— WHAT IS ASKED —
Pull out every line below that holds the word "React".

::::

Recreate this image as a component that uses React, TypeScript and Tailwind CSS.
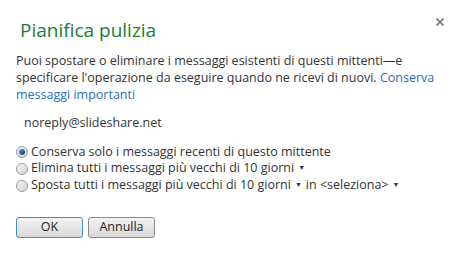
import React from "react";

const FONT = { fontFamily: '"Open Sans", "Noto Sans", "Liberation Sans", sans-serif' };

function Radio({ checked }: { checked?: boolean }) {
  return (
    <span className="relative inline-flex w-[12px] h-[12px] rounded-full border border-[#9a9a9a] bg-gradient-to-br from-[#f4f4f4] to-[#d4d4d4] items-center justify-center flex-shrink-0">
      {checked && (
        <span className="w-[6px] h-[6px] rounded-full bg-gradient-to-br from-[#5e9ad6] to-[#163c6b]" />
      )}
    </span>
  );
}

function Caret() {
  return <span className="relative top-[-2px] inline-block text-[7px] mx-[4px] text-[#333]">▼</span>;
}

export default function App() {
  return (
    <div className="w-[463px] h-[254px] bg-white text-[#333] overflow-hidden relative" style={FONT}>
      <div className="flex items-start justify-between pl-[20px] pr-[18px] pt-[17px]">
        <h1 className="text-[19px] leading-[26px] text-[#237a35]">Pianifica pulizia</h1>
        <svg width="10" height="10" viewBox="0 0 10 10" className="mt-[0px]">
          <path d="M1.5 1.5 L8.5 8.5 M8.5 1.5 L1.5 8.5" stroke="#8a8a8a" strokeWidth="2" />
        </svg>
      </div>

      <div className="px-[16px] pt-[9px] text-[12.5px] leading-[17px] whitespace-nowrap">
        <p>
          Puoi spostare o eliminare i messaggi esistenti di questi mittenti—e
          <br />
          specificare l'operazione da eseguire quando ne ricevi di nuovi.{" "}
          <span className="text-[#2a6fb8]">Conserva</span>
          <br />
          <span className="text-[#2a6fb8]">messaggi importanti</span>
        </p>

        <p className="pl-[8px] pt-[11px]">noreply@slideshare.net</p>

        <div className="pt-[12px] flex flex-col">
          <label className="flex items-center gap-[3px] h-[17px]">
            <Radio checked />
            <span>Conserva solo i messaggi recenti di questo mittente</span>
          </label>
          <label className="flex items-center gap-[3px] h-[17px]">
            <Radio />
            <span>
              Elimina tutti i messaggi più vecchi di 10 giorni
              <Caret />
            </span>
          </label>
          <label className="flex items-center gap-[3px] h-[17px]">
            <Radio />
            <span>
              Sposta tutti i messaggi più vecchi di 10 giorni
              <Caret />
              in &lt;seleziona&gt;
              <Caret />
            </span>
          </label>
        </div>

        <div className="flex gap-[5px] pt-[23px]">
          <button className="w-[67px] h-[21px] rounded-[3px] border border-[#3d8fc4] bg-gradient-to-b from-[#f3f3f3] to-[#d9d9d9] text-[12.5px] leading-none text-[#222]">
            OK
          </button>
          <button className="w-[67px] h-[21px] rounded-[3px] border border-[#8a8a8a] bg-gradient-to-b from-[#f3f3f3] to-[#d9d9d9] text-[12.5px] leading-none text-[#222]">
            Annulla
          </button>
        </div>
      </div>
    </div>
  );
}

::::

— SOLVED PROBLEM —
Recreate this image as a component that uses React, TypeScript and Tailwind CSS.
import React from "react";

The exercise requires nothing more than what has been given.